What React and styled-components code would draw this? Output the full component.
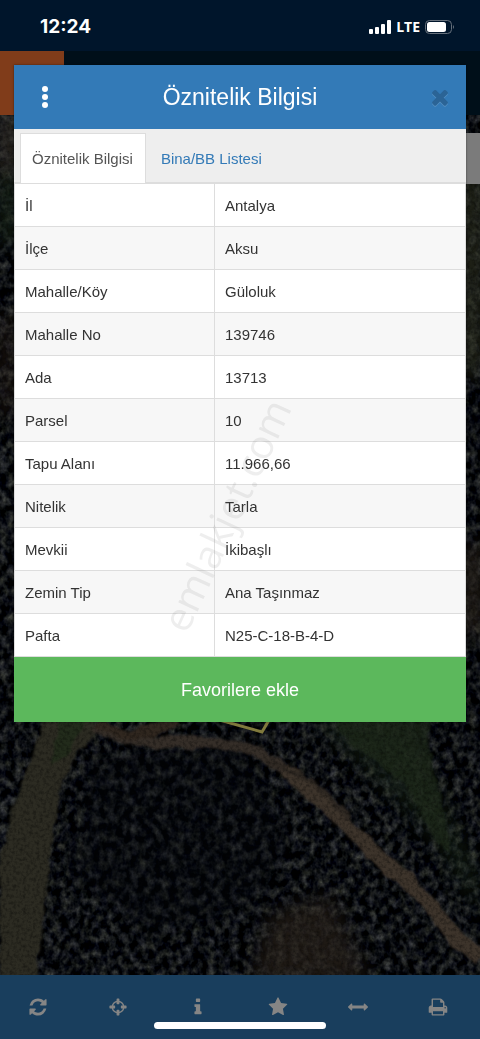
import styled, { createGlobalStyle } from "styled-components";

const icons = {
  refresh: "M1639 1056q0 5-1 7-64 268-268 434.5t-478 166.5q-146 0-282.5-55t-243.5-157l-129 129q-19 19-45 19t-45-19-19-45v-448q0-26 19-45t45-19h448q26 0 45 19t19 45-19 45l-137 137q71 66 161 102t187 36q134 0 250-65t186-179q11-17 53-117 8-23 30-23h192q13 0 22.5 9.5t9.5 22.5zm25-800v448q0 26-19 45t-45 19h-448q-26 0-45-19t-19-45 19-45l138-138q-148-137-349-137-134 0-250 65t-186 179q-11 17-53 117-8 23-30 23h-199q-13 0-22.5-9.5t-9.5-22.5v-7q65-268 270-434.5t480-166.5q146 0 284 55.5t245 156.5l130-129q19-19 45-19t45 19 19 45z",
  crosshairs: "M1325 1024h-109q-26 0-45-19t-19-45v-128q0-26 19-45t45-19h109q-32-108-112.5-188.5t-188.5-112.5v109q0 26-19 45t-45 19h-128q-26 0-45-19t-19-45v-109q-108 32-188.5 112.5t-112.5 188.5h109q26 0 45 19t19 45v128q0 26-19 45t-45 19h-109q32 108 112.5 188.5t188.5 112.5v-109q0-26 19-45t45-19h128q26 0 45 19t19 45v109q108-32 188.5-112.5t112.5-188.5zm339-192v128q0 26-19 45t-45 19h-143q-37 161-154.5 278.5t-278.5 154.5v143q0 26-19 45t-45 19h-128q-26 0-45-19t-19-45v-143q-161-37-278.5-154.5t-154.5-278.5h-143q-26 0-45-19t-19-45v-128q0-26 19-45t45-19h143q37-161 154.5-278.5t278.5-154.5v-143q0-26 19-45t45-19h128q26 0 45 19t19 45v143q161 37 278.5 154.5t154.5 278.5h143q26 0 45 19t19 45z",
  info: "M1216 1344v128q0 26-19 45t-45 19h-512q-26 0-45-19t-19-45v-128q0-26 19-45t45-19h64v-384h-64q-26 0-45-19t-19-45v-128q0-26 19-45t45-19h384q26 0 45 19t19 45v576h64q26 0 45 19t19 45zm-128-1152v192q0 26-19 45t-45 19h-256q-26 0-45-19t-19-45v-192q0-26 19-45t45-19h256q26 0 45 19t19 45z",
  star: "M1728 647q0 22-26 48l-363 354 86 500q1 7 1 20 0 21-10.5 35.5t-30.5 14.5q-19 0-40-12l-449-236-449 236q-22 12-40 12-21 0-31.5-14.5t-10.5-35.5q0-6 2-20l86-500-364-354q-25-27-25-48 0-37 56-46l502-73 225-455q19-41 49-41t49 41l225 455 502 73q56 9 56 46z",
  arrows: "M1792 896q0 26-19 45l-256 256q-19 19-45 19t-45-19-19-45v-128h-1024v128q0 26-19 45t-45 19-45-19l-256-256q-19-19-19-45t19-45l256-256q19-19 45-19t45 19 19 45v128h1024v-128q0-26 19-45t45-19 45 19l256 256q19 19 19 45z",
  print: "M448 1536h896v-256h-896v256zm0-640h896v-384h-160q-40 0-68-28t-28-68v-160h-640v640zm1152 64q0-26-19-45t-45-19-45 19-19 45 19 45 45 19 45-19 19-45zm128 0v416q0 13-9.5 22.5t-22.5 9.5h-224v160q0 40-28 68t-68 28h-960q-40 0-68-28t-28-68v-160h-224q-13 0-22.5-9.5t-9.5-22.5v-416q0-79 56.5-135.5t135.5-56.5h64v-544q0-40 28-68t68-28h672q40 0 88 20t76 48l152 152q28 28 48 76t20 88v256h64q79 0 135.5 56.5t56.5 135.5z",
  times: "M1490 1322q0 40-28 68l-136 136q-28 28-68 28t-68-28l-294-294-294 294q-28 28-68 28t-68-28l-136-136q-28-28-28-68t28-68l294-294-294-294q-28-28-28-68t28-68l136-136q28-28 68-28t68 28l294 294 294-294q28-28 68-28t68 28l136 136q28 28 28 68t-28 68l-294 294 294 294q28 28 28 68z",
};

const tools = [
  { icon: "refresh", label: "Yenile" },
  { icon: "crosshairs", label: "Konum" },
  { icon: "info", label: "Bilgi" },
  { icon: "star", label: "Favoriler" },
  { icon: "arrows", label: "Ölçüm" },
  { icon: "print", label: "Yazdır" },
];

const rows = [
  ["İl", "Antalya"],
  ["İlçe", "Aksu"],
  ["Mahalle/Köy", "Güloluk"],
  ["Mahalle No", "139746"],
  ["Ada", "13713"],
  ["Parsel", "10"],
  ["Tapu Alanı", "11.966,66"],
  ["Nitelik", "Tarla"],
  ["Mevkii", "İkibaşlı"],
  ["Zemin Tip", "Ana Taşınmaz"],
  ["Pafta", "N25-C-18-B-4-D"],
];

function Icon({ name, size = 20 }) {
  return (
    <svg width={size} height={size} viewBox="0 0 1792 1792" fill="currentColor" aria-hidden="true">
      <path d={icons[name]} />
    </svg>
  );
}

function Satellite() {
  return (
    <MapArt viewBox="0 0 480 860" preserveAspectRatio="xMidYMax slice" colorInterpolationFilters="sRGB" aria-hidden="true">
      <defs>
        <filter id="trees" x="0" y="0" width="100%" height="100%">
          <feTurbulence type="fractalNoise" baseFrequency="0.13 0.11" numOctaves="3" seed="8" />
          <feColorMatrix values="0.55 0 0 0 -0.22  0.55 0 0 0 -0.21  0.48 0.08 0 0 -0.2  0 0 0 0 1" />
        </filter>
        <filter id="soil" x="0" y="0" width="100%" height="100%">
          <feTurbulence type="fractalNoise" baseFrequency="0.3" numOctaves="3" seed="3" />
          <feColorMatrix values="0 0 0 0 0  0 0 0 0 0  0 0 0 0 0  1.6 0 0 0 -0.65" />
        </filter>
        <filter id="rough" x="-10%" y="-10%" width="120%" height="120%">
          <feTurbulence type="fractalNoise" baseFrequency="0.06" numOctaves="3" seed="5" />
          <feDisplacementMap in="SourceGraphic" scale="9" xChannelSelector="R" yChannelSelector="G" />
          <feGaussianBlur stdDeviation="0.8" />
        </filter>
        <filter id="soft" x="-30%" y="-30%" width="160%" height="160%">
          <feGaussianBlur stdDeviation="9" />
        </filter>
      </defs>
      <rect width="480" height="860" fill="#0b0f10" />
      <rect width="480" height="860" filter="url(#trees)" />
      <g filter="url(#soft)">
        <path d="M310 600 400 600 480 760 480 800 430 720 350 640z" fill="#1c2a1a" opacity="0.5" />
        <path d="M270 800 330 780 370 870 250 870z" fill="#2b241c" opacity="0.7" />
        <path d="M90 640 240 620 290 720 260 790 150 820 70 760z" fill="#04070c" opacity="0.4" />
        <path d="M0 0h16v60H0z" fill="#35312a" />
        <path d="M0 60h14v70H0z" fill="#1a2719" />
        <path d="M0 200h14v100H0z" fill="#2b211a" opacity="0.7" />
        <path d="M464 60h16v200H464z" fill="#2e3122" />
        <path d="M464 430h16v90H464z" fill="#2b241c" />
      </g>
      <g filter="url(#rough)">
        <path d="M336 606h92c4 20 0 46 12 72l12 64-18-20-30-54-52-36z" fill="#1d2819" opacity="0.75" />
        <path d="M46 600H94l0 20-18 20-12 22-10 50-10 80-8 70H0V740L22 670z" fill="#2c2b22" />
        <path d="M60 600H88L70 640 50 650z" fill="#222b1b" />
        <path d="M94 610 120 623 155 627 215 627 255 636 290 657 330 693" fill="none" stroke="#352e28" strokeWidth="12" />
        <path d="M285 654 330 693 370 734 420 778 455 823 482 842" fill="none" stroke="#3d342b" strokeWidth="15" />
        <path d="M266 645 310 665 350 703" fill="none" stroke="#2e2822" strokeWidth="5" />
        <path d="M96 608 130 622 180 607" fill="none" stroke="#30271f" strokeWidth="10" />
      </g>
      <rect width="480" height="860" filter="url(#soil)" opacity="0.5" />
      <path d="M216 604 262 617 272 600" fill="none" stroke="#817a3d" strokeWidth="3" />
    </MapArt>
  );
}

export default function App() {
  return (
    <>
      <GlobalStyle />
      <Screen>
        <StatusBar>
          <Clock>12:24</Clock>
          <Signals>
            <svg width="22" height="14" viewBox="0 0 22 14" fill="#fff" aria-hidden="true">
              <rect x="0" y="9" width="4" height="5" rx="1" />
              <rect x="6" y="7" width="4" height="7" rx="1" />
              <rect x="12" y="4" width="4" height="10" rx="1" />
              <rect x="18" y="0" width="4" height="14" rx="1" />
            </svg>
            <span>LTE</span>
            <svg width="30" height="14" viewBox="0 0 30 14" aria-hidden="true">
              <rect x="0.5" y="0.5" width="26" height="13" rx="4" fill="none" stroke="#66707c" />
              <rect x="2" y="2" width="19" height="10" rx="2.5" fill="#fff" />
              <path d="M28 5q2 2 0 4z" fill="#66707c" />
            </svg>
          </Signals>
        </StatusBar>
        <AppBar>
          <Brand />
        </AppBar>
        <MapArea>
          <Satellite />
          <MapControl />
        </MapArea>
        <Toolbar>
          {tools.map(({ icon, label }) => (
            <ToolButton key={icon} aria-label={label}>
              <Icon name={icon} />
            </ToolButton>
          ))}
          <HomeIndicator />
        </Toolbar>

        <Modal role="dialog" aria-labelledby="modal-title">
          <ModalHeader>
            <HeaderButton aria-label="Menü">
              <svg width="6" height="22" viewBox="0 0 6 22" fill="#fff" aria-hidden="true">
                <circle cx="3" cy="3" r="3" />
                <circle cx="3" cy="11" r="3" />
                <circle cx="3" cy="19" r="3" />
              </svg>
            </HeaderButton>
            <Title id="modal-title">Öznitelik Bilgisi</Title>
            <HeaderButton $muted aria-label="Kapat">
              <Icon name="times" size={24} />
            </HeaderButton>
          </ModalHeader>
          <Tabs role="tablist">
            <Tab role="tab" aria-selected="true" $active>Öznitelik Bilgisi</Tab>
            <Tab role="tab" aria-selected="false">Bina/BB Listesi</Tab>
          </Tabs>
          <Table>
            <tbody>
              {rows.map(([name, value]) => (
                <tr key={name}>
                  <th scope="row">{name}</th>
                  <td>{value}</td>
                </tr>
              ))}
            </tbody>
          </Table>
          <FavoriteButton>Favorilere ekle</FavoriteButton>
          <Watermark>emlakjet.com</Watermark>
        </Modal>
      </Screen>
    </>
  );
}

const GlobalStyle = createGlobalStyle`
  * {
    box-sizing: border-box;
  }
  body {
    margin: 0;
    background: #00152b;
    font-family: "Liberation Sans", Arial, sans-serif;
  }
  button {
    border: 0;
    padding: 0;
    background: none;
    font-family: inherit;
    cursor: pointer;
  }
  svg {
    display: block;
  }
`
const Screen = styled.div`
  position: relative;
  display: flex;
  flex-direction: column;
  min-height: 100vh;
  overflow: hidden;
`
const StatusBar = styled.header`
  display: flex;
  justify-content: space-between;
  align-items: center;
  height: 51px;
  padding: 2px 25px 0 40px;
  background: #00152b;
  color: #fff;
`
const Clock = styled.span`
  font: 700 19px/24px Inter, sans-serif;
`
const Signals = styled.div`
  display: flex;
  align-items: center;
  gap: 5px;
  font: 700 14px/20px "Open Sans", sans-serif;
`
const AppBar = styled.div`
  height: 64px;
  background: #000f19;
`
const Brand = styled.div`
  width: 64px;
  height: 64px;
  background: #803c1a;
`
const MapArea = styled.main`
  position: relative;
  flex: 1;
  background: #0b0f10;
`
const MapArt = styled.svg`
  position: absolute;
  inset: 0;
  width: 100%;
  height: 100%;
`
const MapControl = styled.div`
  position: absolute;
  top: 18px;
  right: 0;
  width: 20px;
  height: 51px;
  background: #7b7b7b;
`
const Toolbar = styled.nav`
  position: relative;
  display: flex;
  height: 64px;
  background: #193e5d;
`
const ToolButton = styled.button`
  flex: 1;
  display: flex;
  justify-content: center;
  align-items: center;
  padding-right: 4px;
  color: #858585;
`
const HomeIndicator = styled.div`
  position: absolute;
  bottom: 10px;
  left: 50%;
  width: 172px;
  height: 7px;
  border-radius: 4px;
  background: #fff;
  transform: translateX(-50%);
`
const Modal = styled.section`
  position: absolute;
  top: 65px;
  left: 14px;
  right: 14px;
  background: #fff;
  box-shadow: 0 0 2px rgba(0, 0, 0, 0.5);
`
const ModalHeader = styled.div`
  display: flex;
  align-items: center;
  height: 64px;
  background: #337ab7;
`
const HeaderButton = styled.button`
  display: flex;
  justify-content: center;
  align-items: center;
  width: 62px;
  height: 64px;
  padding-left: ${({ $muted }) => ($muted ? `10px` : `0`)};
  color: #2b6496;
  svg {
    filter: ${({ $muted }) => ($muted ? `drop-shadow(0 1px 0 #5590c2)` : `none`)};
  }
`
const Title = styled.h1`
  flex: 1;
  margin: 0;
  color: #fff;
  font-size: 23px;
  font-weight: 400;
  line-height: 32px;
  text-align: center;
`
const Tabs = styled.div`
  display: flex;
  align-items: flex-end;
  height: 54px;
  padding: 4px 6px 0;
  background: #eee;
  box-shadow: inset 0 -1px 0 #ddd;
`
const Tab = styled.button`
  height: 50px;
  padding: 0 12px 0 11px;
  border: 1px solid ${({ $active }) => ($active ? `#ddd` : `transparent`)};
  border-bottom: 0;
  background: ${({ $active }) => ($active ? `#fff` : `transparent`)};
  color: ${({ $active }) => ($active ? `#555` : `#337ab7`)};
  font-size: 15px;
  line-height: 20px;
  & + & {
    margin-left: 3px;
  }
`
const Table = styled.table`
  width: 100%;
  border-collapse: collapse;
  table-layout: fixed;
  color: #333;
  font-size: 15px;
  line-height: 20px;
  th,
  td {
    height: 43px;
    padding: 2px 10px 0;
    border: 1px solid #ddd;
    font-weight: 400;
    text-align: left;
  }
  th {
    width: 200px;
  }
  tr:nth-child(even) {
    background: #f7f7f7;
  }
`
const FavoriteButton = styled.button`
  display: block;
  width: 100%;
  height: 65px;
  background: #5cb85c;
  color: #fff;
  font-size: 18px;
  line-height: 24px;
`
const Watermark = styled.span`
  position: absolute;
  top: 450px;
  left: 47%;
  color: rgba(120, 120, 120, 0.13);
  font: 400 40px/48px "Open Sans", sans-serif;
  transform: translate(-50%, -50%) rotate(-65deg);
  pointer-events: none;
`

* **WHAT THE EXERCISE ASKS**:
Copy out every line of the material above that mentions the word "components".

* **EXPECTED ANSWER**:
What React and styled-components code would draw this? Output the full component.
import styled, { createGlobalStyle } from "styled-components";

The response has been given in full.